De ahí que a partir del quinto capítulo, el lector tenga claro ya el orden de las intervenciones: Bulmaro Díaz, Ferrán Miralles y Juan Luis Kerlow. Siempre en ese orden y, salvo el caso de Miralles —quien narra en primera persona desde su celda, por indicaciones de su terapeuta—, en tercera persona. Eso implica, además, una uniformidad en la voz narrativa, que se distingue apenas por la aparición de algún regionalismo dentro de los diálogos para enfatizar la nacionalidad de sus personajes o bien de algún otro recurso que permite al lector identificar cada uno de las historias.
Así, mientras Bulmaro Díaz sostiene frecuentes discusiones con su pene que, a partir de la aparición de Romelia, sigue sus propios deseos y no los de su propietario (discusiones, además, con una fuerte carga humorística), en el caso de Kerlow la voz narrativa alterna entre la arrogancia y el estupor: el actor famoso por el férreo control mental sobre su miembro viril se ve, de repente, reducido a la impotencia ante el amor que siente por Laia.
Los personajes de La sangre erguida, por lo anterior, parecen definidos a partir de sus circunstancias: su nacionalidad, su condición de migrantes, su miseria o prosperidad, sus oficios.

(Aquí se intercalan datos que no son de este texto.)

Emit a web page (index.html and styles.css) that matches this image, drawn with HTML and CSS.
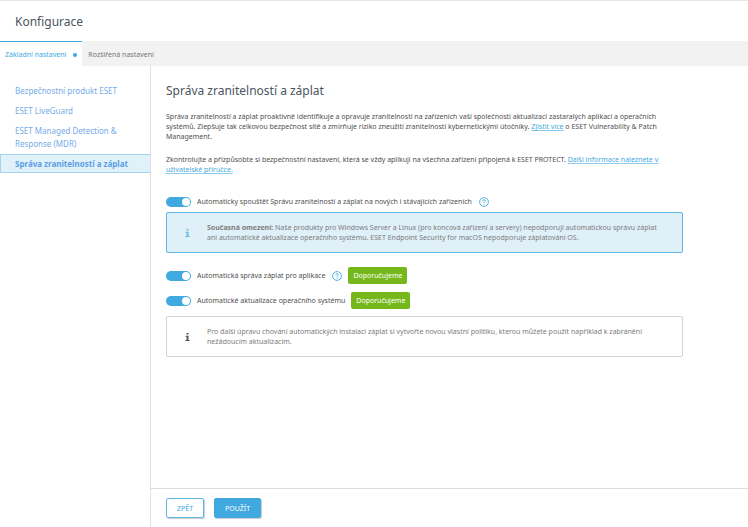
FILE: index.html
```
<!DOCTYPE html>
<html lang="cs">
    <head>
        <meta charset="utf-8" />
        <title>Konfigurace</title>
        <link rel="stylesheet" href="styles.css">
    </head>

    <body>
        <header class="header">
            <h1>Konfigurace</h1>
        </header>

        <nav class="tabs">
            <a href="#" class="tab active">Základní nastavení <span class="dot"></span></a>
            <a href="#" class="tab">Rozšířená nastavení</a>
        </nav>

        <div class="main">
            <nav class="sidebar">
                <a href="#">Bezpečnostní produkt ESET</a>
                <a href="#">ESET LiveGuard</a>
                <a href="#">ESET Managed Detection &amp; Response (MDR)</a>
                <a href="#" class="selected">Správa zranitelností a záplat</a>
            </nav>

            <div class="panel">
                <main class="content">
                    <h2>Správa zranitelností a záplat</h2>
                    <p>Správa zranitelností a záplat proaktivně identifikuje a opravuje zranitelnosti na zařízeních vaší společnosti aktualizací zastaralých aplikací a operačních<br>systémů. Zlepšuje tak celkovou bezpečnost sítě a zmírňuje riziko zneužití zranitelností kybernetickými útočníky. <a href="#">Zjistit více</a> o ESET Vulnerability &amp; Patch<br>Management.</p>
                    <p>Zkontrolujte a přizpůsobte si bezpečnostní nastavení, která se vždy aplikují na všechna zařízení připojená k ESET PROTECT. <a href="#">Další informace naleznete v<br>uživatelské příručce.</a></p>

                    <div class="option first">
                        <input type="checkbox" class="switch" id="auto-start" checked>
                        <label for="auto-start">Automaticky spouštět Správu zranitelností a záplat na nových i stávajících zařízeních</label>
                        <button class="help" aria-label="Nápověda">
                            <svg viewBox="0 0 10 10"><circle cx="5" cy="5" r="4.4"/><path d="M3.7 4.1C3.7 2.2 6.4 2.3 6.3 3.9C6.3 4.8 5 4.8 5 6M5 6.9V7.7"/></svg>
                        </button>
                    </div>

                    <div class="info blue">
                        <svg class="info-icon" viewBox="0 0 5 8"><path d="M1.5 0H3.5V1.6H1.5ZM0.5 2.8H3.5V7H4.7V8H0.3V7H1.6V3.8H0.5Z"/></svg>
                        <p><b>Současná omezení:</b> Naše produkty pro Windows Server a Linux (pro koncová zařízení a servery) nepodporují automatickou správu záplat<br>ani automatické aktualizace operačního systému. ESET Endpoint Security for macOS nepodporuje záplatování OS.</p>
                    </div>

                    <div class="option">
                        <input type="checkbox" class="switch" id="auto-apps" checked>
                        <label for="auto-apps">Automatická správa záplat pro aplikace</label>
                        <button class="help" aria-label="Nápověda">
                            <svg viewBox="0 0 10 10"><circle cx="5" cy="5" r="4.4"/><path d="M3.7 4.1C3.7 2.2 6.4 2.3 6.3 3.9C6.3 4.8 5 4.8 5 6M5 6.9V7.7"/></svg>
                        </button>
                        <span class="badge">Doporučujeme</span>
                    </div>
                    <div class="option">
                        <input type="checkbox" class="switch" id="auto-os" checked>
                        <label for="auto-os">Automatické aktualizace operačního systému</label>
                        <span class="badge">Doporučujeme</span>
                    </div>

                    <div class="info">
                        <svg class="info-icon" viewBox="0 0 5 8"><path d="M1.5 0H3.5V1.6H1.5ZM0.5 2.8H3.5V7H4.7V8H0.3V7H1.6V3.8H0.5Z"/></svg>
                        <p>Pro další úpravu chování automatických instalací záplat si vytvořte novou vlastní politiku, kterou můžete použít například k zabránění<br>nežádoucím aktualizacím.</p>
                    </div>
                </main>

                <footer class="footer">
                    <button class="btn">ZPĚT</button>
                    <button class="btn primary">POUŽÍT</button>
                </footer>
            </div>
        </div>
    </body>
</html>
```
FILE: styles.css
```
* {
    box-sizing: border-box;
}
body {
    margin: 0;
    min-height: 100vh;
    display: flex;
    flex-direction: column;
    font-family: "Noto Sans", sans-serif;
    font-size: 7px;
    line-height: 10px;
    color: #505050;
    background-color: white;
}
h1, h2, p {
    margin: 0;
}
a {
    color: #3fa9e0;
}
button {
    font-family: inherit;
    cursor: pointer;
}

/* header */
.header {
    border-top: 1px solid #e6e6e6;
    padding: 13px 15px 11px;
}
h1, h2 {
    font-size: 12px;
    line-height: 16px;
    font-weight: normal;
    color: #4b5560;
}

/* tabs */
.tabs {
    display: flex;
    background-color: #f2f2f2;
}
.tab {
    display: flex;
    align-items: center;
    gap: 7px;
    height: 25px;
    padding: 1px 6px 0;
    border-top: 1px solid #f2f2f2;
    color: #777;
    text-decoration: none;
}
.tab.active {
    background-color: white;
    border-top-color: #3fa9e0;
    color: #3fa9e0;
    padding: 1px 5px 0;
}
.dot {
    width: 4px;
    height: 4px;
    border-radius: 50%;
    background-color: #3fa9e0;
}

.main {
    flex: 1;
    display: flex;
}

/* sidebar */
.sidebar {
    width: 151px;
    flex-shrink: 0;
    border-right: 1px solid #e0e0e0;
    padding-top: 14px;
}
.sidebar a {
    display: block;
    padding: 4px 15px 3px;
    font-size: 8px;
    line-height: 13px;
    color: #76abe8;
    text-decoration: none;
}
.sidebar .selected {
    margin-top: 1px;
    border: 1px solid #a4d5f0;
    border-right: 0;
    padding: 2px 14px;
    background-color: #e1f1fa;
    color: #5a9fe6;
    font-weight: bold;
}

/* content */
.panel {
    flex: 1;
    display: flex;
    flex-direction: column;
}
.content {
    flex: 1;
    padding: 17px 65px 20px 15px;
}
.content > p {
    margin-top: 13px;
}
.content a {
    text-decoration-color: #8ccbec;
    text-decoration-skip-ink: none;
}
.option {
    display: flex;
    align-items: center;
    height: 17px;
    margin-top: 8px;
}
.option.first {
    margin-top: 18px;
}
.switch {
    appearance: none;
    width: 25px;
    height: 10px;
    margin: 0 6px 0 0;
    padding: 1px;
    border-radius: 5px;
    background-color: #bbb;
    cursor: pointer;
}
.switch::before {
    content: "";
    display: block;
    width: 8px;
    height: 8px;
    border-radius: 50%;
    background-color: white;
}
.switch:checked {
    background-color: #3fa9e0;
}
.switch:checked::before {
    margin-left: auto;
}
.help {
    width: 10px;
    height: 10px;
    margin-left: 7px;
    padding: 0;
    border: 0;
    background: none;
}
.help svg {
    display: block;
    fill: none;
    stroke: #3fa9e0;
    stroke-width: 0.9;
}
.badge {
    margin-left: 6px;
    padding: 4px 5px 3px;
    border-radius: 2px;
    background-color: #76b81c;
    color: white;
}

.info {
    display: flex;
    align-items: center;
    min-height: 41px;
    margin-top: 7px;
    padding: 0 18px;
    border: 1px solid #d2d2d2;
    border-radius: 2px;
    color: #7d7d7d;
}
.info.blue {
    margin: 2px 0 14px;
    background-color: #dff0f9;
    border-color: #5db8e6;
}
.info-icon {
    width: 5px;
    height: 8px;
    margin-right: 17px;
    flex-shrink: 0;
    fill: #4b5560;
}
.blue .info-icon {
    fill: #6db9e4;
}

/* footer */
.footer {
    display: flex;
    gap: 10px;
    height: 39px;
    padding: 9px 15px;
    border-top: 1px solid #dcdcdc;
}
.btn {
    height: 20px;
    padding: 0 10px;
    border: 1px solid #5db8e6;
    border-radius: 2px;
    background-color: white;
    color: #3fa9e0;
    font-size: 7px;
    box-shadow: 1px 1px 1px #ccc;
}
.btn.primary {
    background-color: #3fa9e0;
    border-color: #3fa9e0;
    color: white;
}
```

Pero sus conductas y percepciones son idénticas, quizá porque desde el principio Serna los muestra como individuos con una misma obsesión: su desempeño sexual.
Tal vez por esta misma razón los personajes femeninos son todavía más impersonales: vistos a través de la óptica de sus contrapartes masculinos, de Romelia, Laia y las múltiples amantes de Ferrán, sólo sabemos lo que sus propias parejas sexuales muestran. Ésta pueda ser la razón de que Romelia sea presentada al inicio de la historia como una tirana que ha reducido a Bulmaro, gracias a sus artes eróticas, a un régimen de servidumbre indigno de cualquier hombre mexicano criado en la tradición machista.
O Laia, presentada como una estudiante mojigata, se debate a lo largo de la novela entre este papel y el de una mujer hambrienta de goces sensuales.
En el caso de las parejas de Ferrán, terminan reduciéndose a un conjunto de nombres que aparecen y desaparecen, contribuyendo tan sólo a generar las condiciones para la ruina del seductor recién descubierto.
Quizá sea ésta, la de Ferrán, la historia con mayores debilidades entre las tres que integran La sangre erguida: desde su aparición, Serna abre la expectativa sobre las circunstancias que llevaron al personaje a prisión: debido a una recomendación del psiquiatra, como parte del tratamiento para refrenar sus impulsos suicidas, Miralles empieza a narrar la serie de acontecimientos que culminaron con su detención.
Y esa serie presenta varios falsos desenlaces: en cada una de sus relaciones, Ferrán Miralles comete un acto cuyas consecuencias podrían llevarlo a prisión sin que esto ocurra, a pesar de que el primero de ellos es referido antes de llegar a la mitad de la novela (una maratón sexual que deriva, prácticamente, en una violación). Así, se acumula una serie de actos a partir de los cuales se esperaría resultara el incidente determinante para la detención del nuevo seductor, hasta que el motivo aparece de manera inesperada cuando Miralles —tras perder empleo, departamento y comodidades luego de arruinar la reputación de la principal clienta de la inmobiliaria donde aquél trabaja—, intenta reconstruir su vida en una pequeña comunidad rural.
Serna recurre, aquí, al mismo elemento que inicia la caída de su personaje: la nueva pareja de Miralles, una mujer empeñada en llevar un estilo “sano” de vida, descubre la dependencia de éste al Viagra y la discusión derivada de ello se convierte en un intento de homicidio.
Así, Miralles no es castigado por los familiares de una virgen musulmana seducida por él; tampoco por las represalias de una mujer aristócrata envuelta en un escándalo gracias a unos videos revelados de manera accidental por el propio seductor. Ni siquiera por haber ocasionado la ruina de la familia de una examante suya (cuyo marido se suicida al descubrir la infidelidad).
La ruina de Miralles viene (volvamos otra vez al afán edificante de la novela) de traicionar la segunda oportunidad de establecer una relación sustentada en el amor y no en el sexo.
Si bien La sangre erguida no deja de ser una historia amena y contada de manera atractiva, que hace una sátira puntual sobre los lugares comunes en torno a la virilidad y el machismo, se mantiene dentro de una línea políticamente correcta y con una visión muy clara desde el principio: el carácter destructivo del sexo vacío, egoísta; y la capacidad redentora del amor.